Since the mid-00s, however, the Bretton Woods 2 system has come under increasing pressure. The main cause is the rise of China. As China’s economy grows — it’s now either bigger than the U.S. or almost as big, depending on what measure you use — its potential to either suck in capital from overseas or send capital overseas becomes larger. For example, China exported a ton of capital in the 00s when its central bank bought a ton of U.S. bonds (in order to keep its currency cheap and pump up exports). It also exported a ton of capital in 2015-16, when a bunch of investors moved their money out of the country following a stock market crash.
Those capital flows have to be absorbed by the U.S. economy, which no longer dwarfs China’s the way it used to. And that can be destabilizing. Chinese capital inflows during the 00s are sometimes blamed for the U.S. housing bubble, for example. The dollar’s reserve currency status also causes the U.S. to run persistent trade deficits — everyone wants to hold dollars, so demand for dollars goes up, dollars get more expensive, and U.S.-made goods thus become unaffordable in world markets.
The less dominant the U.S. economy is, the less the dollar can function as a stable anchor for the global financial system. It was still intact in 2008-10, when a global financial crisis sent capital flooding to the safe haven of U.S. government bonds. But in recent years, people have begun to question whether Bretton Woods 2 is finally on the way out. The share of U.S. dollars in global reserves has been falling for years, and this fall has accelerated since the start of the pandemic.
But what can replace Bretton Woods 2? The obvious answer would be for the Chinese yuan to either take over as reserve currency the way the dollar took over from the pound, or to share duties with the dollar and euro. But China seems to have zero intent of ever relaxing its capital controls and allowing the world to buy as much yuan as they like. That means the yuan can’t fill the dollar’s shoes.

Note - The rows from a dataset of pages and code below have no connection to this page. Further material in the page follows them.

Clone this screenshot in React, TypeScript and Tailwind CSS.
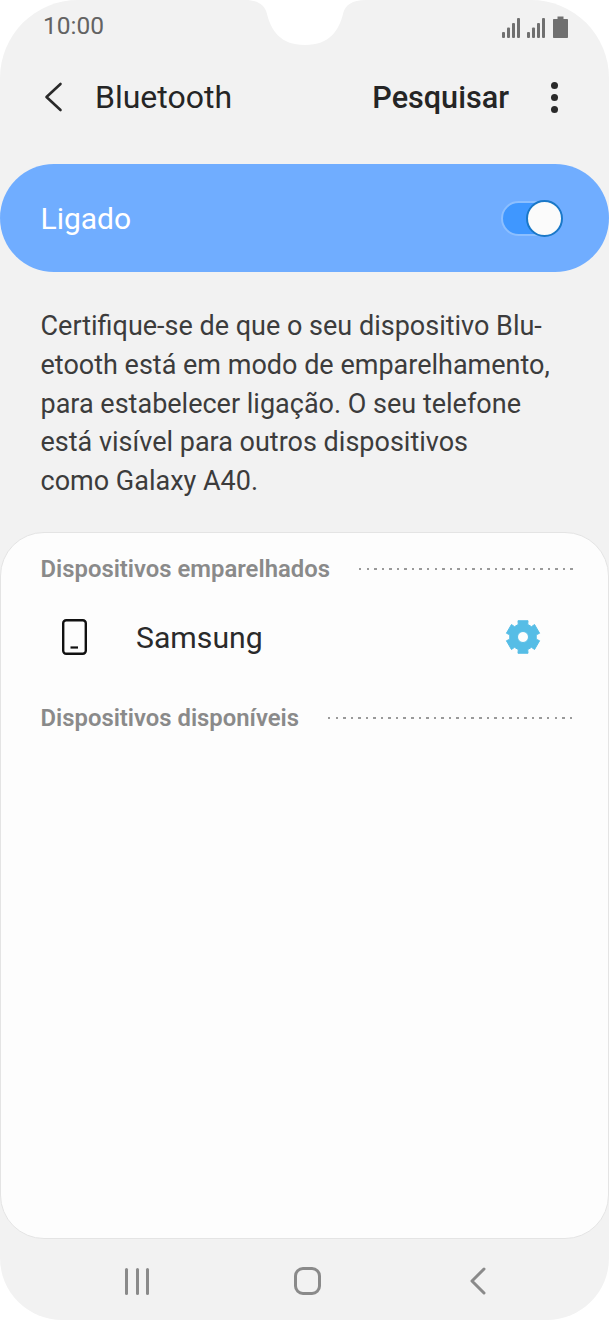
const rob = "font-['Roboto',sans-serif]";

function gearPath() {
  const cx = 20, cy = 20, ro = 17, ri = 13.4;
  const pts: string[] = [];
  for (let k = 0; k < 6; k++) {
    const a = -Math.PI / 2 + (k * Math.PI) / 3;
    const seq: [number, number][] = [
      [ri, a - 0.36],
      [ro, a - 0.3],
      [ro, a + 0.3],
      [ri, a + 0.36],
    ];
    for (const [r, t] of seq) pts.push(`${(cx + r * Math.cos(t)).toFixed(2)} ${(cy + r * Math.sin(t)).toFixed(2)}`);
  }
  return `M${pts.join("L")}Z`;
}

function Signal() {
  return (
    <svg width="18" height="20" viewBox="0 0 18 20" fill="#707070">
      <rect x="0" y="14" width="3" height="6" rx="1" />
      <rect x="5" y="9.500" width="3" height="10.500" rx="1" />
      <rect x="10" y="5" width="3" height="15" rx="1" />
      <rect x="15" y="0" width="3" height="20" rx="1" />
    </svg>
  );
}

function SectionHeader({ title }: { title: string }) {
  return (
    <div className="flex items-center pl-[39.500px] pr-[33px]">
      <span className="text-[23.850px] leading-[30px] font-semibold text-[#8a8a8a] whitespace-nowrap">{title}</span>
      <div className="flex-1 ml-[29px] h-[2.500px] bg-[repeating-linear-gradient(90deg,#9a9a9a_0,#9a9a9a_2.500px,transparent_2.500px,transparent_7.55px)]" />
    </div>
  );
}

export default function App() {
  return (
    <div className={`relative w-[609px] h-[1320px] bg-white overflow-hidden ${rob}`}>
      <div className="relative flex flex-col w-full h-full bg-[#f2f2f2] rounded-t-[78px] rounded-b-[62px] overflow-hidden">
        {/* notch */}
        <svg className="absolute left-[240px] top-0" width="130" height="46" viewBox="0 0 130 46" fill="#fff">
          <path d="M5 0C18 0 25 5 27 14C31 30 40 45 65 45C90 45 99 30 103 14C105 5 112 0 126 0Z" />
        </svg>

        {/* status bar */}
        <div className="flex items-center justify-between h-[52px] pl-[43px] pr-[41px] shrink-0">
          <span className="text-[24.500px] leading-[52px] text-[#636363]">10:00</span>
          <div className="flex items-end mt-[1px]">
            <Signal />
            <span className="w-[7px]" />
            <Signal />
            <span className="w-[8px]" />
            <svg width="15" height="22" viewBox="0 0 15 22" fill="#707070">
              <path d="M4.500 0.500H10.500V3H14C14.600 3 15 3.400 15 4V21C15 21.600 14.600 22 14 22H1C0.400 22 0 21.600 0 21V4C0 3.400 0.400 3 1 3H4.500Z" />
            </svg>
          </div>
        </div>

        {/* header */}
        <div className="flex items-center h-[90px] shrink-0 pl-[44px] pr-[51px]">
          <svg width="20" height="30" viewBox="0 0 20 30" fill="none" stroke="#2a2a2a" strokeWidth="2.600" strokeLinecap="round" strokeLinejoin="round">
            <path d="M16.500 2L2.500 15L16.500 28" />
          </svg>
          <span className="ml-[31px] text-[32px] leading-[40px] text-[#252525]">Bluetooth</span>
          <span className="ml-auto pt-[2px] text-[30.600px] leading-[40px] font-medium text-[#252525]">Pesquisar</span>
          <div className="ml-[42px] flex flex-col gap-[5px]">
            <span className="w-[7px] h-[7px] rounded-full bg-[#2a2a2a]" />
            <span className="w-[7px] h-[7px] rounded-full bg-[#2a2a2a]" />
            <span className="w-[7px] h-[7px] rounded-full bg-[#2a2a2a]" />
          </div>
        </div>

        {/* master switch */}
        <div className="mt-[22px] flex items-center justify-between h-[108px] shrink-0 rounded-[54px] bg-[#70adff] pl-[40.500px] pr-[47px]">
          <span className="text-[30px] leading-[38px] pt-[1px] text-white">Ligado</span>
          <div className="relative w-[61px] h-[35px] rounded-full bg-[#3f97ff] border-2 border-[#8cbfff]">
            <span className="absolute right-[-3px] top-[-3px] w-[37px] h-[37px] rounded-full bg-[#fbfbfb] border-2 border-[#1a78c8]" />
          </div>
        </div>

        {/* description */}
        <p className="mt-[35px] px-[40.500px] text-[27px] leading-[38.800px] text-[#3c3c3c] whitespace-nowrap shrink-0">
          Certifique-se de que o seu dispositivo Blu-
          <br />
          etooth está em modo de emparelhamento,
          <br />
          para estabelecer ligação. O seu telefone
          <br />
          está visível para outros dispositivos
          <br />
          como Galaxy A40.
        </p>

        {/* card */}
        <div className="mt-[31px] h-[707px] shrink-0 flex flex-col pt-[21px] rounded-[44px] bg-[#fdfdfd] border border-[#e4e4e4]">
          <SectionHeader title="Dispositivos emparelhados" />
          <div className="flex items-center h-[119px] pb-[13px] pl-[61px] pr-[65px]">
            <svg width="25" height="36" viewBox="0 0 25 36" fill="none" stroke="#111" strokeWidth="2.400">
              <rect x="1.200" y="1.200" width="22.600" height="33.600" rx="3" />
              <path d="M8.500 28.500H16" strokeWidth="2.200" />
            </svg>
            <span className="ml-[49px] pt-[2px] text-[30.200px] leading-[36px] text-[#2a2a2a]">Samsung</span>
            <svg className="ml-auto" width="40" height="40" viewBox="0 0 40 40">
              <path d={`${gearPath()}M20 14.500a5.500 5.500 0 1 0 0 11a5.500 5.500 0 1 0 0-11Z`} fill="#56bde6" fillRule="evenodd" stroke="#56bde6" strokeWidth="1" strokeLinejoin="round" />
            </svg>
          </div>
          <SectionHeader title="Dispositivos disponíveis" />
        </div>

        {/* nav bar */}
        <div className="flex-1 relative flex items-center">
          <div className="flex items-center w-full h-[30px] mt-[4px] pl-[125px]">
            <div className="flex gap-[7.500px]">
              <span className="w-[3px] h-[27px] rounded-full bg-[#8a8a8a]" />
              <span className="w-[3px] h-[27px] rounded-full bg-[#8a8a8a]" />
              <span className="w-[3px] h-[27px] rounded-full bg-[#8a8a8a]" />
            </div>
            <div className="ml-[145px] w-[27px] h-[28px] rounded-[9px] border-[3px] border-[#8a8a8a]" />
            <svg className="ml-[148px]" width="18" height="30" viewBox="0 0 18 30" fill="none" stroke="#8a8a8a" strokeWidth="3" strokeLinecap="round" strokeLinejoin="round">
              <path d="M15 3L3 15L15 27" />
            </svg>
          </div>
        </div>
      </div>
    </div>
  );
}
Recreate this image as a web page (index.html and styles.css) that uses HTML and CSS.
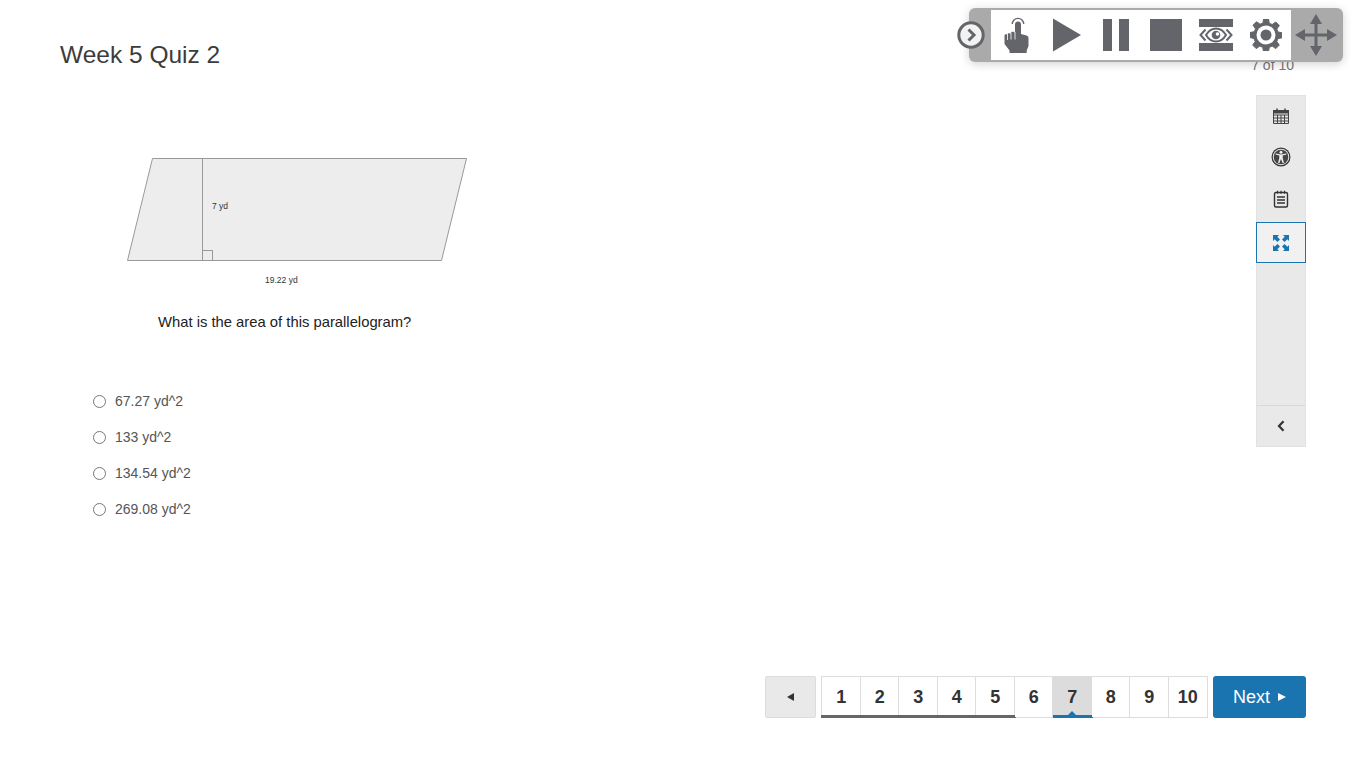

So this might someday open the door to cryptocurrencies acting as reserve currencies in some respect. Probably not this year, maybe not this decade, but perhaps in 20 years? Even more radically, crypto might do away with the need for a reserve currency at all.
Stablecoins, the dollar, and the new reserve currency
One big innovation in crypto is the stablecoin. The most famous of these is Tether, but USD Coin is also gaining popularity, and there are a bunch of others as well. Stablecoins are cryptocurrencies whose value is pegged to the value of a fiat currency (actually there are some different kinds, but Tether and USD Coin are this kind). That means that 1 Tether or 1 USD Coin is always supposed to be worth US$1.